Concept

Tzompantli

A tzompantli (t͡somˈpant͡ɬi) or skull rack was a type of wooden rack or palisade documented in several Mesoamerican civilizations, which was used for the public display of human skulls, typically those of war captives or other sacrificial victims. It is a scaffold-like construction of poles on which heads and skulls were placed after holes had been made in them. Many have been documented throughout Mesoamerica, and range from the Epiclassic (600–900 CE) through early Post-Classic (900–1250 CE). In 2017 archeologists announced the discovery of the Hueyi Tzompantli, with more than 650 skulls, in the archeological zone of the Templo Mayor in Mexico City. The name comes from the Classical Nahuatl language of the Aztecs but is also commonly applied to similar structures depicted in other civilizations.

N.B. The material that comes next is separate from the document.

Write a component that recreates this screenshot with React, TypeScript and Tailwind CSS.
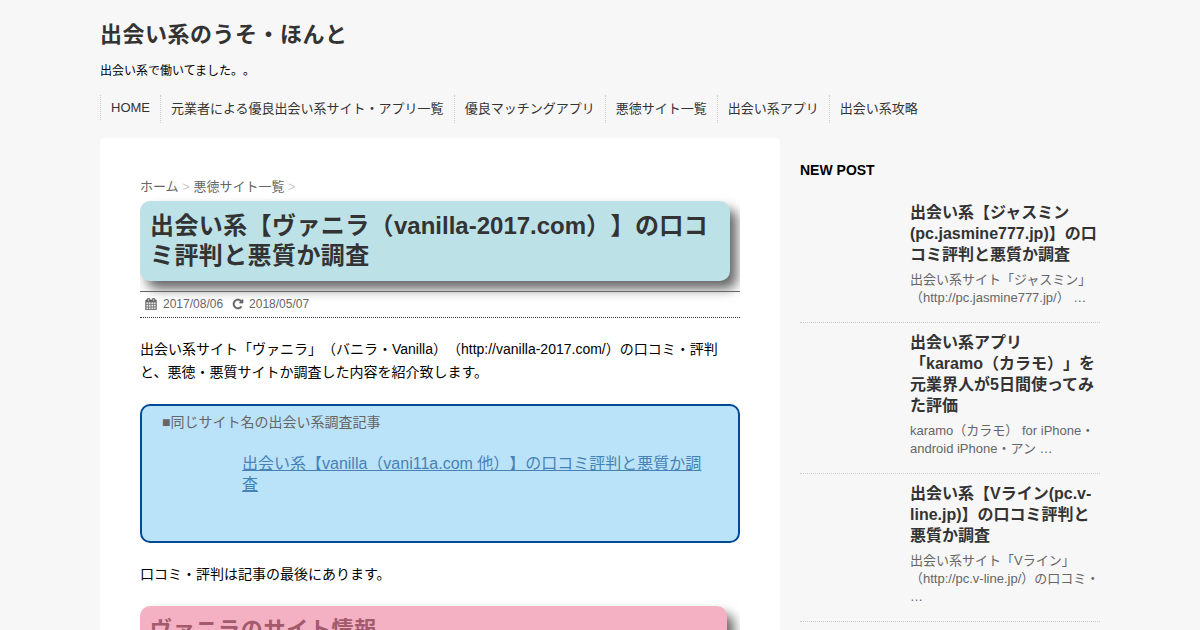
import type { ReactNode } from 'react';

const menu = [
  'HOME',
  '元業者による優良出会い系サイト・アプリ一覧',
  '優良マッチングアプリ',
  '悪徳サイト一覧',
  '出会い系アプリ',
  '出会い系攻略',
];

const posts = [
  {
    title: '出会い系【ジャスミン(pc.jasmine777.jp)】の口コミ評判と悪質か調査',
    excerpt: '出会い系サイト「ジャスミン」（http://pc.jasmine777.jp/） …',
  },
  {
    title: '出会い系アプリ\n「karamo（カラモ）」を元業界人が5日間使ってみた評価',
    excerpt: 'karamo（カラモ） for iPhone・android iPhone・アン …',
  },
  {
    title: '出会い系【Vライン(pc.v-line.jp)】の口コミ評判と悪質か調査',
    excerpt: '出会い系サイト「Vライン」（http://pc.v-line.jp/）の口コミ・ …',
  },
];

function Icon({ d }: { d: string }) {
  return (
    <svg viewBox="0 0 1792 1792" className="size-3 fill-current stroke-current" strokeWidth="50">
      <path d={d} />
    </svg>
  );
}

const calendar =
  'M192 1664h288v-288h-288v288zm352 0h320v-288h-320v288zm-352-352h288v-320h-288v320zm352 0h320v-320h-320v320zm-352-384h288v-288h-288v288zm736 736h320v-288h-320v288zm-384-736h320v-288h-320v288zm768 736h288v-288h-288v288zm-384-352h320v-320h-320v320zm-352-864v-288q0-13-9.5-22.5t-22.5-9.5h-64q-13 0-22.5 9.5t-9.5 22.5v288q0 13 9.5 22.5t22.5 9.5h64q13 0 22.5-9.5t9.5-22.5zm736 864h288v-320h-288v320zm-384-384h320v-288h-320v288zm384 0h288v-288h-288v288zm32-480v-288q0-13-9.5-22.5t-22.5-9.5h-64q-13 0-22.5 9.5t-9.5 22.5v288q0 13 9.5 22.5t22.5 9.5h64q13 0 22.5-9.5t9.5-22.5zm384-64v1280q0 52-38 90t-90 38h-1408q-52 0-90-38t-38-90v-1280q0-52 38-90t90-38h128v-96q0-66 47-113t113-47h64q66 0 113 47t47 113v96h384v-96q0-66 47-113t113-47h64q66 0 113 47t47 113v96h128q52 0 90 38t38 90z';

const repeat =
  'M1664 256v448q0 26-19 45t-45 19h-448q-42 0-59-40-17-39 14-69l138-138q-148-137-349-137-104 0-198.5 40.5t-163.5 109.5-109.5 163.5-40.5 198.5 40.5 198.5 109.5 163.5 163.5 109.5 198.5 40.5q119 0 225-52t179-147q7-10 23-12 15 0 25 9l137 138q9 8 9.5 20.5t-7.5 22.5q-109 132-264 204.5t-327 72.5q-156 0-298-61t-245-164-164-245-61-298 61-298 164-245 245-164 298-61q147 0 284.5 55.5t244.5 156.5l130-129q29-31 70-14 39 17 39 59z';

// Wide glyphs are tracked slightly in the large headings
function Wide({ children }: { children: ReactNode }) {
  return <span className="tracking-[0.4px]">{children}</span>;
}

export default function App() {
  return (
    <div
      lang="ja"
      className="h-[630px] overflow-hidden bg-[#f7f7f7] font-['Liberation_Sans','Noto_Sans_CJK_JP',sans-serif] text-black [text-spacing-trim:space-all]"
    >
      <div className="mx-auto w-[1000px]">
        {/* Header */}
        <header className="h-[95px] pt-[21px]">
          <h1 className="text-[22px] leading-7 font-bold tracking-[0.5px] text-[#333]">出会い系のうそ・ほんと</h1>
          <p className="mt-3 text-xs leading-5">出会い系で働いてました。。</p>
        </header>

        {/* Menu */}
        <nav className="flex h-[43px] items-start text-[13px] text-[#333]">
          {menu.map((item) => (
            <a
              key={item}
              className="border-l border-dotted border-[#ccc] px-[10px] pt-1 pb-1 leading-5 first:h-[25px] first:pt-[3px] first:pb-0"
            >
              {item}
            </a>
          ))}
        </nav>

        <div className="flex items-start gap-5">
          {/* Article */}
          <main className="h-[600px] w-[680px] rounded-t bg-white px-10 pt-[39px]">
            <div className="h-full overflow-x-clip">
              <p className="h-6 text-[13px] leading-5 text-[#666]">
                ホーム <span className="text-[#ccc]">&gt;</span> 悪徳サイト一覧{' '}
                <span className="text-[#ccc]">&gt;</span>
              </p>
              <h2 className="h-20 w-[590px] rounded-[10px] bg-[#bce1e6] p-[10px] text-2xl leading-[30px] font-bold text-[#333] shadow-[7px_8px_12px_rgba(0,0,0,0.6)]">
                <Wide>出会い系【ヴァニラ（</Wide>vanilla-2017.com<Wide>）】の口コ</Wide>
                <br />
                <Wide>ミ評判と悪質か調査</Wide>
              </h2>
              <div className="mt-[10px] flex h-[27px] items-center border-t border-b border-t-[#666] border-b-[#333] px-[5px] pb-[2px] text-xs text-[#666] [border-bottom-style:dotted]">
                <Icon d={calendar} />
                <span className="ml-[6px]">2017/08/06</span>
                <span className="ml-[9px]">
                  <Icon d={repeat} />
                </span>
                <span className="ml-[5px]">2018/05/07</span>
              </div>

              <p className="mt-5 text-sm leading-[23px]">
                出会い系サイト「ヴァニラ」（バニラ・Vanilla）（http://vanilla-2017.com/）の口コミ・評判と、悪徳・悪質サイトか調査した内容を紹介致します。
              </p>

              <section className="mt-5 h-[139px] rounded-[10px] border-2 border-[#004a97] bg-[#bae2f8] px-5 pt-[5px]">
                <p className="text-sm leading-[23px] text-[#666]">■同じサイト名の出会い系調査記事</p>
                <a className="mt-[19px] ml-20 block leading-[21px] text-[#4682b4] underline">
                  出会い系【vanilla（vani11a.com 他）】の口コミ評判と悪質か調
                  <br />査
                </a>
              </section>

              <p className="mt-5 text-sm leading-[23px]">口コミ・評判は記事の最後にあります。</p>

              <h3 className="mt-5 h-14 w-[587px] rounded-[10px] bg-[#f4b1c3] p-[10px] text-[22px] leading-7 font-bold tracking-[0.7px] text-[#a35a6d] shadow-[7px_8px_12px_rgba(0,0,0,0.6)]">
                ヴァニラのサイト情報
              </h3>
            </div>
          </main>

          {/* Sidebar */}
          <aside className="w-[300px] pt-[21px]">
            <h4 className="text-sm leading-[23px] font-bold">NEW POST</h4>
            <div className="mt-5">
              {posts.map((post) => (
                <div key={post.title} className="mb-[9px] border-b border-dotted border-[#ccc] pb-[15px] pl-[110px]">
                  <h5 className="leading-[21px] font-bold whitespace-pre-line text-[#333]">{post.title}</h5>
                  <p className="mt-[6px] text-[13px] leading-[18px] text-[#666]">{post.excerpt}</p>
                </div>
              ))}
            </div>
          </aside>
        </div>
      </div>
    </div>
  );
}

Its precise etymology is uncertain although its general interpretation is 'skull rack', 'wall of skulls', or 'skull banner'. It is most likely a compound of the Nahuatl words tzontecomatl ('skull'; from tzontli or tzom- 'hair', 'scalp' and tecomatl ('gourd' or 'container'), and pamitl ('banner'). That derivation has been ascribed to explain the depictions in several codices that associate these with banners; however, Nahuatl linguist Frances Karttunen has proposed that pantli means merely 'row' or 'wall'. It was most commonly erected as a linearly-arranged series of vertical posts connected by a series of horizontal crossbeams. The skulls were pierced or threaded laterally along these horizontal stakes. An alternate arrangement, more common in the Maya regions, was for the skulls to be impaled on top of one another along the vertical posts. Tzompantli are known chiefly from their depiction in Late Postclassic (13th to 16th centuries) and post-Conquest (mid-16th to 17th centuries) codices, contemporary accounts of the conquistadores, and several other inscriptions. However, a tzompantli-like structure, thought to be the first instance of such structures, has been excavated from the Proto-Classic Zapotec civilization at the La Coyotera, Oaxaca site, dated from around the 2nd century BCE to the 3rd century CE.